Yesterday afternoon a hobbyist flying a DJI Phantom drone at the Australian War Memorial crashed his aircraft and is now likely to be under investigation by the Civil Aviation and Safety Authority (CASA).
While details are not entirely clear, EFTM understands the drones owner was visiting Canberra from New South Wales and was likely flying over and around the War Memorial as it is one of the most visually spectacular sites in Canberra.
The problems begin when you understand the advice and regulations issues by CASA around private drone flights. They clearly stipulate that you should not fly within 5km of an Airport, and the Australian War Memorial is well within that range.
Perhaps more troubling is the clear regulation that states that one should not fly within 30m of buildings or people, and to crash on the grounds of the War Memorial would almost certainly mean that regulation was breached.
Additionally, the regulations state that you should not fly over groups of people – EFTM understands the crash may have occurred during the closing ceremony a the War Memorial – a daily playing of the national anthem, tributes and the playing of the Last Post. This occurs at 4.55pm daily. If the accident did occur at that time, you can imagine people would have certainly been gathered around.
It’s not clear how close the drone fell to people, or if it crashed into the building or failed in flight.
We understand that the Australian Federal Police attended the War Memorial in response to the incident, and obtained the owners details, and the drone has been confiscated by the AWM.
CASA regulations are not the domain of the AFP, so EFTM understands that the War Memorial will likely pass on details of the incident to CASA for investigation.

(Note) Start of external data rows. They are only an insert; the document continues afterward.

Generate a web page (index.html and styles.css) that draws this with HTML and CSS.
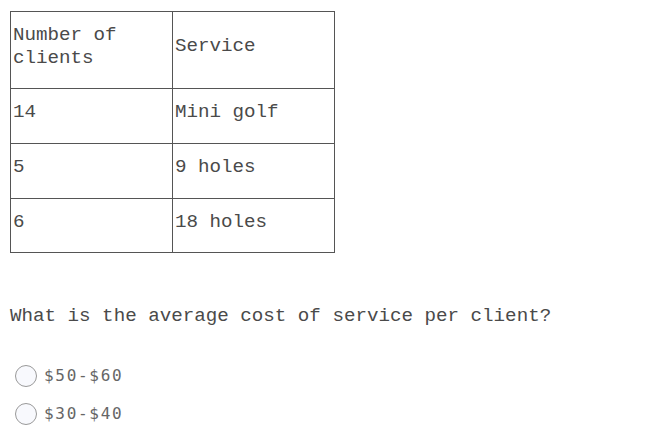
FILE: index.html
```html
<!DOCTYPE html>
<html>
<head>
<meta charset="utf-8">
<link rel="stylesheet" href="styles.css">
</head>
<body>
<div class="page">
  <table class="data">
    <tr class="r-head"><td>Number of clients</td><td>Service</td></tr>
    <tr class="r-body"><td>14</td><td>Mini golf</td></tr>
    <tr class="r-body"><td>5</td><td>9 holes</td></tr>
    <tr class="r-last"><td>6</td><td>18 holes</td></tr>
  </table>
  <p class="question">What is the average cost of service per client?</p>
  <div class="options">
    <label class="opt"><span class="radio"></span><span class="opt-text">$50-$60</span></label>
    <label class="opt"><span class="radio"></span><span class="opt-text">$30-$40</span></label>
  </div>
</div>
</body>
</html>
```
FILE: styles.css
```css
html, body {
  margin: 0;
  padding: 0;
  background: #fff;
}
.page {
  padding: 11px 10px 0 10px;
  font-family: "Liberation Mono", "Courier New", monospace;
  font-size: 19.2px;
  line-height: 23px;
  color: #4a4a4a;
}
.data {
  border-collapse: collapse;
  width: 325px;
  table-layout: fixed;
}
.data td {
  border: 1px solid #555;
  padding: 0 2px 7px 2px;
  vertical-align: middle;
  width: 50%;
}
.r-head td { height: 69px; }
.r-body td { height: 47px; }
.r-last td { height: 46px; }
.question {
  margin: 52px 0 0 0;
}
.options {
  margin-top: 29px;
  display: flex;
  flex-direction: column;
}
.opt {
  display: flex;
  align-items: center;
  height: 38px;
  padding-left: 5px;
}
.radio {
  width: 20px;
  height: 20px;
  border: 1px solid #999;
  border-radius: 50%;
  background: #f8f9fd;
  flex: none;
}
.opt-text {
  margin-left: 7px;
  margin-top: -2px;
  font-family: "DejaVu Sans Mono", monospace;
  font-size: 16px;
  letter-spacing: 1.7px;
  color: #666;
}
```
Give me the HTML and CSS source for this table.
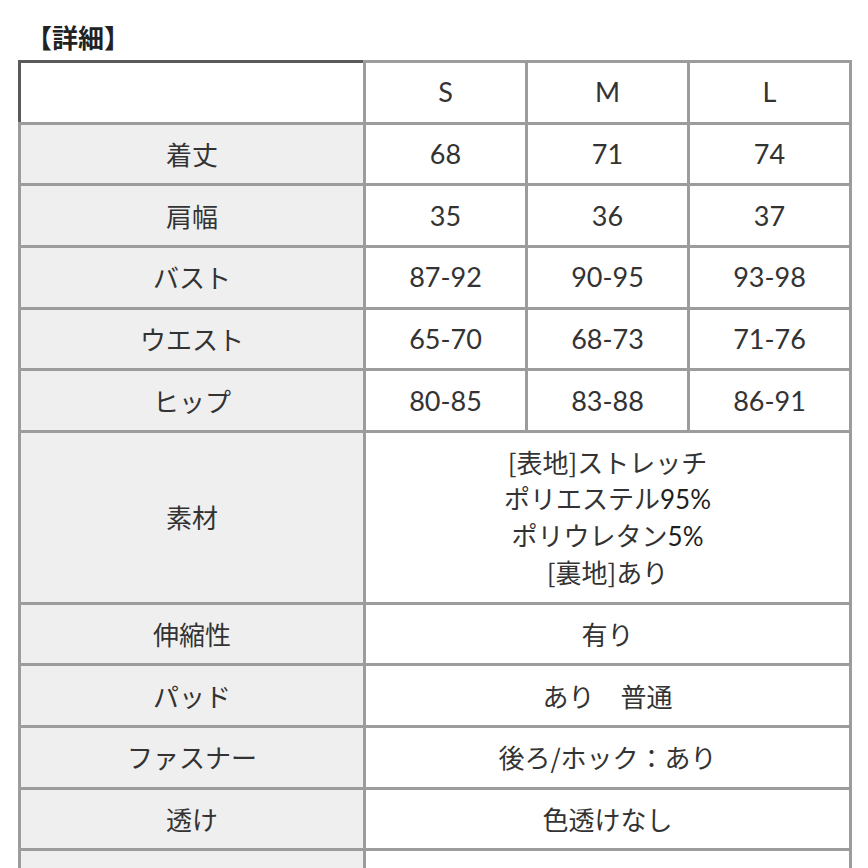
FILE: index.html
```html
<!DOCTYPE html>
<html lang="ja">
<head>
<meta charset="utf-8">
<link rel="stylesheet" href="styles.css">
</head>
<body>
<div class="page">
  <h1 class="title">【詳細】</h1>
  <table class="spec">
    <colgroup>
      <col class="c-label">
      <col class="c-size">
      <col class="c-size">
      <col class="c-size">
    </colgroup>
    <tr class="head">
      <td class="corner"></td>
      <td class="num">S</td>
      <td class="num">M</td>
      <td class="num">L</td>
    </tr>
    <tr><th>着丈</th><td class="num">68</td><td class="num">71</td><td class="num">74</td></tr>
    <tr><th>肩幅</th><td class="num">35</td><td class="num">36</td><td class="num">37</td></tr>
    <tr><th>バスト</th><td class="num">87-92</td><td class="num">90-95</td><td class="num">93-98</td></tr>
    <tr><th>ウエスト</th><td class="num">65-70</td><td class="num">68-73</td><td class="num">71-76</td></tr>
    <tr><th>ヒップ</th><td class="num">80-85</td><td class="num">83-88</td><td class="num">86-91</td></tr>
    <tr class="tall">
      <th>素材</th>
      <td colspan="3" class="multi">[表地]ストレッチ<br>ポリエステル<span class="n">95%</span><br>ポリウレタン<span class="n">5%</span><br>[裏地]あり</td>
    </tr>
    <tr><th>伸縮性</th><td colspan="3">有り</td></tr>
    <tr><th>パッド</th><td colspan="3">あり　普通</td></tr>
    <tr><th>ファスナー</th><td colspan="3">後ろ/ホック：あり</td></tr>
    <tr><th>透け</th><td colspan="3">色透けなし</td></tr>
    <tr><th>生地の厚さ</th><td colspan="3">普通</td></tr>
  </table>
</div>
</body>
</html>
```
FILE: styles.css
```css
html, body {
  margin: 0;
  padding: 0;
  background: #ffffff;
}
body {
  font-family: "Noto Sans CJK JP", "Noto Sans", sans-serif;
  color: #333333;
  overflow: hidden;
  height: 868px;
}
.page {
  padding: 18px 0 0 18px;
}
.title {
  margin: 0 0 4px 8px;
  font-size: 26px;
  line-height: 38px;
  font-weight: 700;
  color: #222222;
}
.spec {
  border-collapse: collapse;
  width: 832px;
  table-layout: fixed;
}
.c-label { width: 345px; }
.c-size { width: 162px; }
.spec th,
.spec td {
  border: 3px solid #9c9c9c;
  height: 58.7px;
  padding: 0;
  text-align: center;
  vertical-align: middle;
  font-size: 26px;
  font-weight: 400;
  line-height: 36px;
}
.spec th {
  background: #efefef;
  color: #333333;
}
.spec td {
  background: #ffffff;
  color: #333333;
}
.spec .corner {
  border-top-color: #5a5a5a;
  border-left-color: #5a5a5a;
}
.num, .n {
  font-family: "Lato", "Noto Sans", sans-serif;
  color: #1f1f1f;
}
.spec td.num {
  font-size: 27px;
}
.n { font-size: 26px; }
.tall th, .tall td { height: 168.5px; }
.multi {
  line-height: 36.5px;
}
```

At the very least the owner is up for a fine not least $850 as was the case in the first reported fine in Australia which we reported here last year.
The AFP referred EFTM to the Australian War Memorial. CASA confirmed they were alerted to the incident last night and are awaiting details and evidence from the War Memorial.
The Australian War Memorial was unable to give any additional details – stating only that “This is a security incident which has been referred to police and the Civil Aviation Safety Authority (CASA). As it is now a police matter, we will not be making further comment.”